In an address to the Society for Plant Morphology and Physiology in 1902, Spalding said, “We need to honor more than we do the man [or woman, since his wife was also a working botanist] who knows how to see living things without complicated apparatus.”

How about a simple pad of paper and some pencils? Tumamoc eventually became one of the most scrutinized and carefully observed places on Earth. Spalding’s plots are now the oldest continuously monitored study plots in the world. That fact should catch the interest of artists, I thought.

Spalding had put his trust in future researchers, yet unborn, to carry forward his work. He had to leave Arizona in 1910 due to his advancing arthritis, and gave his maps and notes to desert ecology superhero Forrest Shreve. They are often called the Spalding-Shreve plots now. Spalding’s trust in the future was mostly well founded. Although eight of his plots are still lost, Ray Turner rediscovered number nine in 1968 and has mapped it about every decade, the more recent being last Spring.

Although I had watched that last survey, I couldn’t find the plot again. Regardless, I had to get permission to go there again. The markers are kept hard to find for a reason?no one wants stray hikers to even step within the study areas, they are that highly valued by ecologists. Forrest Shreve realized that even the scientists mapping the plots were themselves an outside intrusion, and for that reason the surveys were conducted about every 8-12 years.

Searching for Plot Nine's boundary markers with Ray Turner
Searching for Plot Nine's boundary markers with Ray Turner

Like the other Spalding plots, plot nine is a ten by ten meter quadrat. After some wandering around, we found the rebar stakes in at least two of the corners, and another outside the perimeter that we think is where the photograph is usually taken at each survey. Smaller nails were driven in at one-meter intervals along the border so a grid of string could be stretched over the whole square. That’s how Ray Turner made this drawing that I found in the Tumamoc archives, using a meter stick to estimate locations and canopy cover for each plant:

Yes, it’s a field sketch, done on location, later traced onto a formal map in the studio. I quite like it. It inspires me.

Not that the site is a scenic panorama picture spot. It’s no Yosemite Half Dome or Grand Canyon. Artists and photographers will not be flocking to capture the best view of Plot Number Nine. At first glance, it looks pretty much the same? as 10 x 10 chunk of ground next to it, and the one after that. looking But that’s the interest for me. We are always chasing after the more impressive scale or sublime lighting and colors, filing the older images away as they no longer impress. But where does that end? Every dramatic picture satisfies for a while, then we seek more and greater.

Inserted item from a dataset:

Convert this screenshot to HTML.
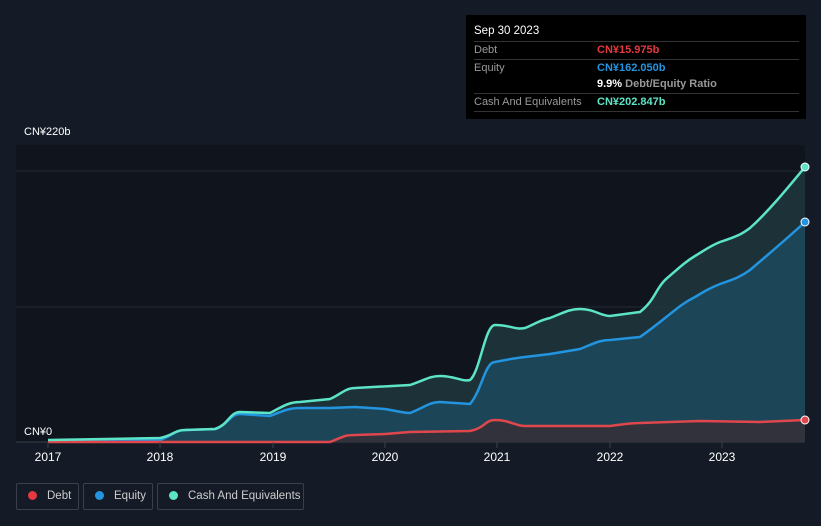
<!DOCTYPE html><html><head><style>
html,body{margin:0;width:821px;height:526px;overflow:hidden}
body{background:#151b26;font-family:"Liberation Sans",sans-serif;position:relative}
.tt{position:absolute;left:466px;top:15px;width:340px;height:104px;background:#000;color:#fff;font-size:11px}
.tt .h{position:absolute;left:8px;top:10px;font-size:11.5px}
.row{position:absolute;left:8px;width:325px;height:17px;border-top:1px solid #333;line-height:17px;color:#999}
.row span{position:absolute;left:123px;font-weight:bold}
.lg{position:absolute;top:483px;height:27px;border:1px solid #3a404b;border-radius:2px;color:#ccc;font-size:11.5px;line-height:25px;box-sizing:border-box;white-space:nowrap}
.lg i{display:inline-block;width:9px;height:9px;border-radius:50%;margin:0 10px 0 11px;vertical-align:-1px}
</style></head><body>
<svg width="821" height="526" style="position:absolute;left:0;top:0">
<rect x="16" y="145" width="789" height="297" fill="#0f141d"/>
<line x1="16" y1="171" x2="805" y2="171" stroke="#262c36"/>
<line x1="16" y1="307" x2="805" y2="307" stroke="#262c36"/>
<line x1="16" y1="442" x2="805" y2="442" stroke="#3a404b"/>
<path d="M48,440 L160,438 C172,436 175,430 185,430 L215,429 C228,425 230,412 240,412 L270,413 C285,405 290,402 300,402 L330,399 C340,395 345,388 355,388 L410,385 C425,380 430,376 440,376 C455,376 462,382 470,380 C480,372 485,325 495,325 C510,325 515,330 525,328 C535,324 540,320 550,318 C565,312 570,309 580,309 C595,309 600,316 610,316 L640,312 C655,300 655,290 665,280 C680,267 685,262 695,256 C705,250 710,246 720,242 C738,236 742,234 750,228 C770,210 790,185 805,167 L805,442 L48,442Z" fill="#1f3a40" fill-opacity="0.8"/>
<path d="M48,441 L160,440 C172,436 175,430 185,430 L215,429 C228,425 230,414 240,414 L270,416 C285,410 290,408 300,408 L330,408 L355,407 L385,409 C398,411 402,413 410,413 C425,407 430,402 440,402 L470,404 C482,390 485,362 495,362 C510,359 515,358 525,357 L550,354 L580,349 C595,343 600,340 610,340 L640,337 C650,330 655,326 665,318 C680,306 685,302 695,297 C705,291 710,288 720,284 C735,279 742,276 750,270 C770,253 790,236 805,222 L805,442 L48,442Z" fill="#1d4f66" fill-opacity="0.7"/>
<path d="M48,442 L330,442 C345,436 345,435 355,435 L385,434 L410,432 L470,431 C485,428 485,420 495,420 C510,420 515,426 525,426 L610,426 C625,424 630,423 640,423 L700,421 L760,422 L805,420 L805,442 L48,442Z" fill="#3a2a30" fill-opacity="0.7"/>
<path d="M48,441 L160,440 C172,436 175,430 185,430 L215,429 C228,425 230,414 240,414 L270,416 C285,410 290,408 300,408 L330,408 L355,407 L385,409 C398,411 402,413 410,413 C425,407 430,402 440,402 L470,404 C482,390 485,362 495,362 C510,359 515,358 525,357 L550,354 L580,349 C595,343 600,340 610,340 L640,337 C650,330 655,326 665,318 C680,306 685,302 695,297 C705,291 710,288 720,284 C735,279 742,276 750,270 C770,253 790,236 805,222" fill="none" stroke="#2394df" stroke-width="2.5"/>
<path d="M48,442 L330,442 C345,436 345,435 355,435 L385,434 L410,432 L470,431 C485,428 485,420 495,420 C510,420 515,426 525,426 L610,426 C625,424 630,423 640,423 L700,421 L760,422 L805,420" fill="none" stroke="#e0474c" stroke-width="2.5"/>
<path d="M48,440 L160,438 C172,436 175,430 185,430 L215,429 C228,425 230,412 240,412 L270,413 C285,405 290,402 300,402 L330,399 C340,395 345,388 355,388 L410,385 C425,380 430,376 440,376 C455,376 462,382 470,380 C480,372 485,325 495,325 C510,325 515,330 525,328 C535,324 540,320 550,318 C565,312 570,309 580,309 C595,309 600,316 610,316 L640,312 C655,300 655,290 665,280 C680,267 685,262 695,256 C705,250 710,246 720,242 C738,236 742,234 750,228 C770,210 790,185 805,167" fill="none" stroke="#5de4c7" stroke-width="2.5"/>
<circle cx="805" cy="167" r="4" fill="#5de4c7" stroke="#fff" stroke-width="1"/>
<circle cx="805" cy="222" r="4" fill="#2394df" stroke="#fff" stroke-width="1"/>
<circle cx="805" cy="420" r="4" fill="#e0474c" stroke="#fff" stroke-width="1"/>
<g stroke="#3a404b"><line x1="48" y1="442" x2="48" y2="448"/><line x1="160" y1="442" x2="160" y2="448"/><line x1="273" y1="442" x2="273" y2="448"/><line x1="385" y1="442" x2="385" y2="448"/><line x1="497" y1="442" x2="497" y2="448"/><line x1="610" y1="442" x2="610" y2="448"/><line x1="722" y1="442" x2="722" y2="448"/></g>
<g fill="#fff" font-size="12" text-anchor="middle" font-family="Liberation Sans"><text x="48" y="461">2017</text><text x="160" y="461">2018</text><text x="273" y="461">2019</text><text x="385" y="461">2020</text><text x="497" y="461">2021</text><text x="610" y="461">2022</text><text x="722" y="461">2023</text></g>
<text x="24" y="135" fill="#fff" font-size="11" font-family="Liberation Sans">CN¥220b</text>
<text x="24" y="435" fill="#fff" font-size="11" font-family="Liberation Sans">CN¥0</text>
</svg>
<div class="tt"><div class="h">Sep 30 2023</div>
<div class="row" style="top:26px">Debt<span style="color:#e5383f">CN¥15.975b</span></div>
<div class="row" style="top:44px">Equity<span style="color:#2394df">CN¥162.050b</span></div>
<div class="row" style="top:61px;border-top:none"><span style="color:#fff">9.9% <b style="color:#999">Debt/Equity Ratio</b></span></div>
<div class="row" style="top:78px">Cash And Equivalents<span style="color:#5de4c7">CN¥202.847b</span></div>
<div class="row" style="top:96px;height:0"></div>
</div>
<div class="lg" style="left:16px;width:63px"><i style="background:#e5383f"></i>Debt</div>
<div class="lg" style="left:83px;width:70px"><i style="background:#2394df"></i>Equity</div>
<div class="lg" style="left:157px;width:147px"><i style="background:#5de4c7"></i>Cash And Equivalents</div>
</body></html>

Our mammalian brains are hard-wired that way: to either chase after a reward or run from a threat. We don’t realize it, but that’s what we are doing almost all of the time. We don’t spend a lot of time paying attention to what our brains categorize as neutral, neither new and therefore interesting nor dangerous. Why should we?? After we pass by a certain bush a few times and decide it is neither a threat nor has any particular value to us, we file it under “background”. Most of the world, maybe 99% of it is background. We don’t even see it anymore. Recent neuroscience has found that’s literally true?our neural circuits actually fill in those spaces with older, filed away, impressions and low-res images to save processing space. We notice only what is changes or moves, then file it away again into the backdrop of our life dramas.

But those neutral areas, things like the texture of a rock, the light on a palo verde branch, the shifting shape of a cloud, that are at first unremarkable, are windows or doors? into the unknown.? Who knows, these overlooked places may actually contain most of the content, maybe even wisdom, of our world. It’s the proper domain of art: those areas outside the box our brains want to put everything into.

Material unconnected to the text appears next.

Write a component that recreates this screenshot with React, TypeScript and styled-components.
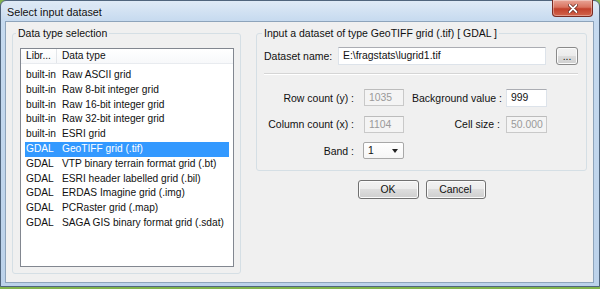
import React from 'react'
import styled, { createGlobalStyle } from 'styled-components'

const GlobalStyle = createGlobalStyle`
    html, body { margin:0; padding:0; }
    body {
        background:#82b44e;
        font-family:"Liberation Sans", Arial, sans-serif;
        overflow:hidden;
    }
`;

const Window = styled.div`
    box-sizing:border-box;
    width:600px;
    height:287px;
    display:flex;
    flex-direction:column;
    padding:0 6px 4px 5px;
    border:1px solid #50657d;
    border-radius:6px 6px 0 0;
    background:linear-gradient(180deg, #dfeaf6 0px, #c6daef 20px, #bcd2ea 100%);
`;

const TitleBar = styled.div`
    height:21px;
    display:flex;
    justify-content:space-between;
    align-items:flex-start;
`;

const Title = styled.div`
    padding:5px 0 0 1px;
    font-size:10.8px;
    color:#111;
    text-shadow:0 0 6px rgba(255,255,255,.9);
`;

const CloseButton = styled.div`
    width:39px;
    height:16px;
    margin-top:-1px;
    display:flex;
    align-items:center;
    justify-content:center;
    border:1px solid #7a2b22;
    border-top:none;
    border-radius:0 0 4px 4px;
    background:linear-gradient(180deg, #e9a597 0%, #d9735f 45%, #c2412c 55%, #d2654c 100%);
    box-shadow:inset 0 0 0 1px rgba(255,255,255,.35);
`;

const Client = styled.div`
    flex:1;
    display:flex;
    align-items:flex-start;
    gap:15px;
    padding:5px 0 0 6px;
    background:#f0f0f0;
    box-shadow:0 0 0 1px #8ea4bb;
`;

const Group = styled.fieldset<{ $w: number; $h: number; $pl: number; $pr: number }>`
    box-sizing:border-box;
    width:${p => p.$w}px;
    height:${p => p.$h}px;
    margin:0;
    padding:7px ${p => p.$pr}px 5px ${p => p.$pl}px;
    border:1px solid #d5dfe5;
    border-radius:3px;
    min-width:0;
`;

const Legend = styled.legend<{ $ml: number }>`
    padding:0 2px;
    margin-left:${p => p.$ml}px;
    font-size:10.5px;
    line-height:13px;
    color:#111;
`;

const ListBox = styled.div`
    box-sizing:border-box;
    height:219px;
    margin-top:1px;
    border:1px solid #828790;
    background:#fff;
    font-size:10.2px;
    color:#111;
`;

const HeaderRow = styled.div`
    display:flex;
    height:14px;
    line-height:14px;
    border-bottom:1px solid #e8ebef;
    background:linear-gradient(180deg, #fff 0%, #f7f8fa 100%);
`;

const HeaderCell = styled.div<{ $w?: number }>`
    ${p => p.$w ? `width:${p.$w}px; border-right:1px solid #e3e6ea; box-sizing:border-box;` : 'flex:1;'}
    padding-left:5px;
    white-space:nowrap;
    overflow:hidden;
`;

const Rows = styled.div`
    padding-top:4px;
`;

const Row = styled.div<{ $selected?: boolean }>`
    display:grid;
    grid-template-columns:37px 1fr;
    margin:0 4px;
    height:14.8px;
    line-height:14.8px;
    white-space:nowrap;
    background:${p => p.$selected ? '#3399ff' : 'transparent'};
    color:${p => p.$selected ? '#fff' : '#111'};
    span:first-child { padding-left:1px; }
`;

const RightColumn = styled.div`
    display:flex;
    flex-direction:column;
    width:331px;
`;

const NameRow = styled.div`
    display:flex;
    align-items:center;
    height:18px;
`;

const Label = styled.div<{ $w?: number; $pr?: number }>`
    ${p => p.$w ? `width:${p.$w}px;` : ''}
    box-sizing:border-box;
    padding-right:${p => p.$pr || 0}px;
    text-align:${p => p.$pr ? 'right' : 'left'};
    font-size:10.5px;
    color:#111;
    white-space:nowrap;
`;

const TextBox = styled.div<{ $w: number; $disabled?: boolean }>`
    box-sizing:border-box;
    width:${p => p.$w}px;
    height:${p => p.$disabled ? 17 : 18}px;
    line-height:15px;
    padding-left:4px;
    font-size:10.4px;
    border:1px solid ${p => p.$disabled ? '#c9c9c9' : '#dde3ea'};
    border-top-color:${p => p.$disabled ? '#bcbcbc' : '#abadb3'};
    background:${p => p.$disabled ? '#f4f4f4' : '#fff'};
    color:${p => p.$disabled ? '#9a9a9a' : '#111'};
    white-space:nowrap;
    overflow:hidden;
`;

const Button = styled.div<{ $w: number }>`
    box-sizing:border-box;
    width:${p => p.$w}px;
    height:19px;
    display:flex;
    align-items:center;
    justify-content:center;
    font-size:10.4px;
    color:#111;
    border:1px solid #707070;
    border-radius:3px;
    background:linear-gradient(180deg, #f2f2f2 0%, #ebebeb 50%, #dddddd 50%, #cfcfcf 100%);
    box-shadow:inset 0 0 0 1px #fbfbfb;
`;

const BrowseButton = styled(Button)`
    height:18px;
    margin-left:10px;
    border-color:#8a8a8a;
    align-items:flex-end;
    padding-bottom:3px;
    line-height:8px;
`;

const Separator = styled.div`
    margin-top:8px;
    border-top:1px solid #d5d5d5;
    border-bottom:1px solid #fff;
`;

const Fields = styled.div`
    display:grid;
    grid-template-columns:100px 48px 94px 41px;
    grid-auto-rows:17px;
    row-gap:9.5px;
    align-items:center;
    margin-top:14px;
`;

const Combo = styled.div`
    box-sizing:border-box;
    width:41px;
    height:17px;
    display:flex;
    align-items:center;
    justify-content:space-between;
    padding:0 5px 0 4px;
    font-size:10.4px;
    border:1px solid #a8a8a8;
    border-radius:2px;
    background:linear-gradient(180deg, #fff 0%, #f6f6f6 100%);
    color:#111;
    margin-left:-1px;
`;

const ButtonRow = styled.div`
    display:flex;
    justify-content:center;
    gap:7px;
    margin-top:9px;
`;

const types: [string, string][] = [
    ['built-in', 'Raw ASCII grid'],
    ['built-in', 'Raw 8-bit integer grid'],
    ['built-in', 'Raw 16-bit integer grid'],
    ['built-in', 'Raw 32-bit integer grid'],
    ['built-in', 'ESRI grid'],
    ['GDAL', 'GeoTIFF grid (.tif)'],
    ['GDAL', 'VTP binary terrain format grid (.bt)'],
    ['GDAL', 'ESRI header labelled grid (.bil)'],
    ['GDAL', 'ERDAS Imagine grid (.img)'],
    ['GDAL', 'PCRaster grid (.map)'],
    ['GDAL', 'SAGA GIS binary format grid (.sdat)'],
];

const App = () => {
    return <>
        <GlobalStyle />
        <Window>
            <TitleBar>
                <Title>Select input dataset</Title>
                <CloseButton>
                    <svg width="10" height="9" viewBox="0 0 10 9">
                        <path d="M1.5 1 L8.5 8 M8.5 1 L1.5 8" stroke="#5a1a12" strokeWidth="3.2" strokeLinecap="round" />
                        <path d="M1.5 1 L8.5 8 M8.5 1 L1.5 8" stroke="#fff" strokeWidth="1.8" strokeLinecap="round" />
                    </svg>
                </CloseButton>
            </TitleBar>
            <Client>
                <Group $w={ 229 } $h={ 247 } $pl={ 7 } $pr={ 6 }>
                    <Legend $ml={ -4 }>Data type selection</Legend>
                    <ListBox>
                        <HeaderRow>
                            <HeaderCell $w={ 36 }>Libr...</HeaderCell>
                            <HeaderCell>Data type</HeaderCell>
                        </HeaderRow>
                        <Rows>
                            {
                                types.map(([lib, name], i) => <Row key={ name } $selected={ i === 5 }>
                                    <span>{ lib }</span>
                                    <span>{ name }</span>
                                </Row>)
                            }
                        </Rows>
                    </ListBox>
                </Group>
                <RightColumn>
                    <Group $w={ 331 } $h={ 144 } $pl={ 7 } $pr={ 8 }>
                        <Legend $ml={ -2 }>Input a dataset of type GeoTIFF grid (.tif) [ GDAL ]</Legend>
                        <NameRow>
                            <Label $w={ 74 }>Dataset name:</Label>
                            <TextBox $w={ 208 }>E:\fragstats\lugrid1.tif</TextBox>
                            <BrowseButton $w={ 22 }>...</BrowseButton>
                        </NameRow>
                        <Separator />
                        <Fields>
                            <Label $pr={ 10 }>Row count (y) :</Label>
                            <TextBox $w={ 40 } $disabled>1035</TextBox>
                            <Label $pr={ 6 }>Background value :</Label>
                            <TextBox $w={ 41 }>999</TextBox>

                            <Label $pr={ 10 }>Column count (x) :</Label>
                            <TextBox $w={ 40 } $disabled>1104</TextBox>
                            <Label $pr={ 6 }>Cell size :</Label>
                            <TextBox $w={ 41 } $disabled>50.000</TextBox>

                            <Label $pr={ 10 }>Band :</Label>
                            <Combo>
                                <span>1</span>
                                <svg width="6" height="4" viewBox="0 0 6 4"><path d="M0 0 H6 L3 4 Z" fill="#222" /></svg>
                            </Combo>
                        </Fields>
                    </Group>
                    <ButtonRow>
                        <Button $w={ 61 }>OK</Button>
                        <Button $w={ 60 }>Cancel</Button>
                    </ButtonRow>
                </RightColumn>
            </Client>
        </Window>
    </>
}
export default App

There is an ancient story of a gold nugget dropped by a traveler crossing a worthless, rocky vacant lot filled with trash and avoided by all. After some time the nugget becomes burried and encrusted with dirt so it looks like any other valueless pebble. The person who one day picks it up, maybe centuries later, and scrapes away the surface covering will find a gold nugget. In Buddhism this is considered a parable about achieving insight. It’s already there, you just never noticed. One might find a little piece of themselves lying out there out there among those neutral details.

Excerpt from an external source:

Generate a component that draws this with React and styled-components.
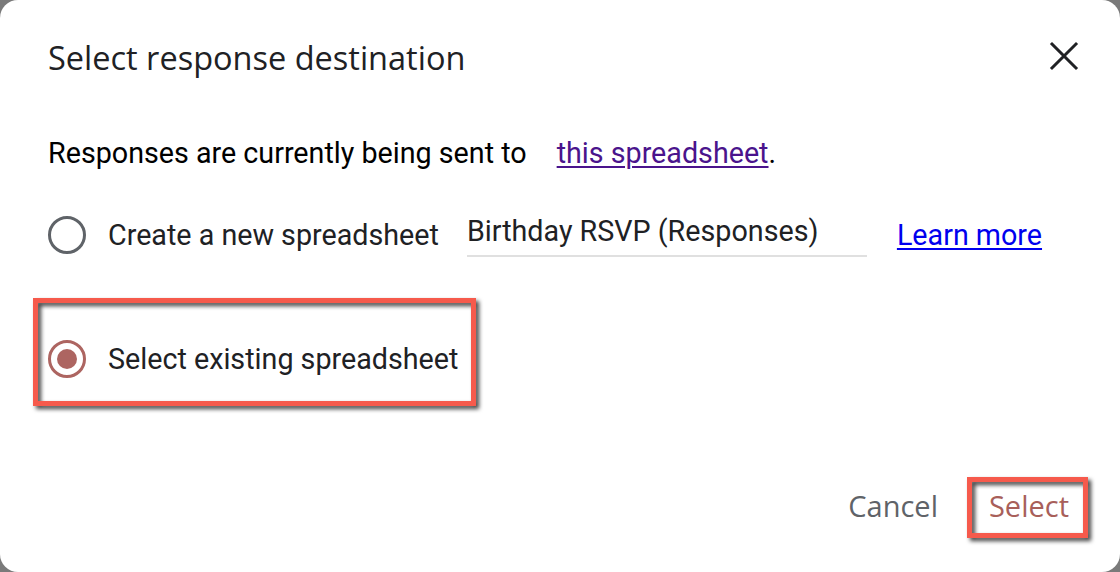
import React from 'react';
import styled, { createGlobalStyle } from 'styled-components';

const GlobalStyle = createGlobalStyle`
  html, body {
    margin: 0;
    padding: 0;
    background: #7a7a7a;
  }
  body {
    font-family: Roboto, "Liberation Sans", sans-serif;
  }
`;

const Dialog = styled.div`
  box-sizing: border-box;
  width: 1120px;
  height: 572px;
  background: #fff;
  border-radius: 18px;
  padding: 38px 36px 43px 48px;
  display: flex;
  flex-direction: column;
`;

const Header = styled.div`
  display: flex;
  align-items: center;
  justify-content: space-between;
  height: 40px;
`;

const Title = styled.h2`
  margin: 0;
  font-family: "Open Sans", sans-serif;
  font-weight: 500;
  font-size: 32.5px;
  line-height: 40px;
  color: #202124;
`;

const CloseButton = styled.button`
  border: 0;
  background: none;
  padding: 0;
  width: 40px;
  height: 40px;
  display: flex;
  align-items: center;
  justify-content: center;
  margin-top: -4px;
`;

const Text = styled.p`
  margin: 55px 0 0;
  font-size: 28.7px;
  line-height: 40px;
  color: #000;
`;

const Link = styled.a`
  color: ${p => p.$visited ? '#4a148c' : '#0000ee'};
  font-size: 28.7px;
  text-decoration: underline;
  text-underline-offset: 3px;
  text-decoration-thickness: 2px;
  margin-left: ${p => p.$gap || 0}px;
  cursor: pointer;
`;

const Options = styled.div`
  display: flex;
  flex-direction: column;
  gap: 76px;
  margin-top: 38px;
`;

const Row = styled.div`
  display: flex;
  align-items: center;
  height: 48px;
`;

const Radio = styled.span`
  box-sizing: border-box;
  width: 38px;
  height: 38px;
  border-radius: 50%;
  border: 3px solid ${p => p.$checked ? '#ad6561' : '#5f6368'};
  display: flex;
  align-items: center;
  justify-content: center;
  flex-shrink: 0;
  &::after {
    content: '';
    display: ${p => p.$checked ? 'block' : 'none'};
    width: 20px;
    height: 20px;
    border-radius: 50%;
    background: #ad6561;
  }
`;

const Label = styled.span`
  margin-left: 22px;
  font-size: 28.7px;
  color: #202124;
  white-space: nowrap;
`;

const NameInput = styled.div`
  box-sizing: border-box;
  width: 400px;
  height: 48px;
  margin-left: 28px;
  margin-top: -4px;
  border-bottom: 2px solid #e0e0e0;
  font-size: 28.7px;
  line-height: 44px;
  color: #202124;
  white-space: nowrap;
`;

const Highlight = styled.div`
  position: relative;
  align-self: flex-start;
  &::after {
    content: '';
    position: absolute;
    top: ${p => p.$top}px;
    right: ${p => p.$right}px;
    bottom: ${p => p.$bottom}px;
    left: ${p => p.$left}px;
    border: 5px solid #f65a4c;
    filter: drop-shadow(3px 3px 2px rgba(0, 0, 0, 0.75));
    pointer-events: none;
  }
`;

const Footer = styled.div`
  margin-top: auto;
  margin-right: -3px;
  display: flex;
  justify-content: flex-end;
  align-items: center;
  gap: 15px;
`;

const Button = styled.button`
  border: 0;
  background: none;
  padding: 0 18px;
  height: 48px;
  font-family: "Open Sans", sans-serif;
  font-weight: 500;
  font-size: 29px;
  color: ${p => p.$primary ? '#a85f5a' : '#5f6368'};
`;

const CloseIcon = () => (
  <svg width="30" height="30" viewBox="0 0 30 30">
    <path d="M3 3 L27 27 M27 3 L3 27" stroke="#202124" strokeWidth="3" strokeLinecap="square" />
  </svg>
);

export default function App() {
  return (
    <>
      <GlobalStyle />
      <Dialog>
        <Header>
          <Title>Select response destination</Title>
          <CloseButton aria-label="Close"><CloseIcon /></CloseButton>
        </Header>
        <Text>
          Responses are currently being sent to
          <Link $visited $gap={30}>this spreadsheet</Link>.
        </Text>
        <Options>
          <Row>
            <Radio />
            <Label>Create a new spreadsheet</Label>
            <NameInput>Birthday RSVP (Responses)</NameInput>
            <Link $gap={30}>Learn more</Link>
          </Row>
          <Highlight $top={-37} $right={-18} $bottom={-23} $left={-15}>
            <Row>
              <Radio $checked />
              <Label>Select existing spreadsheet</Label>
            </Row>
          </Highlight>
        </Options>
        <Footer>
          <Button>Cancel</Button>
          <Highlight $top={-4} $right={-1} $bottom={-9} $left={-4}>
            <Button $primary>Select</Button>
          </Highlight>
        </Footer>
      </Dialog>
    </>
  );
}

Plot Nine is not uncharted territory. It very well known in terms of coordinates, soil, climate, changes in species composition over time, amount of ground cover, germination and deaths of plants, etc. Those are the kind of data that scientists track because they answer particular questions.

My questions are different. Actually, I don’t even know what they are yet. So as soon as my application for off-road artistic research comes through, I’ll be spending some time at Plot Number Nine, observing details the scientists might have missed, or were not interested in. I’m sure some drawings, images, maybe a poem might come out of this exploration a few meters off the well-traveled road, in unknown territory.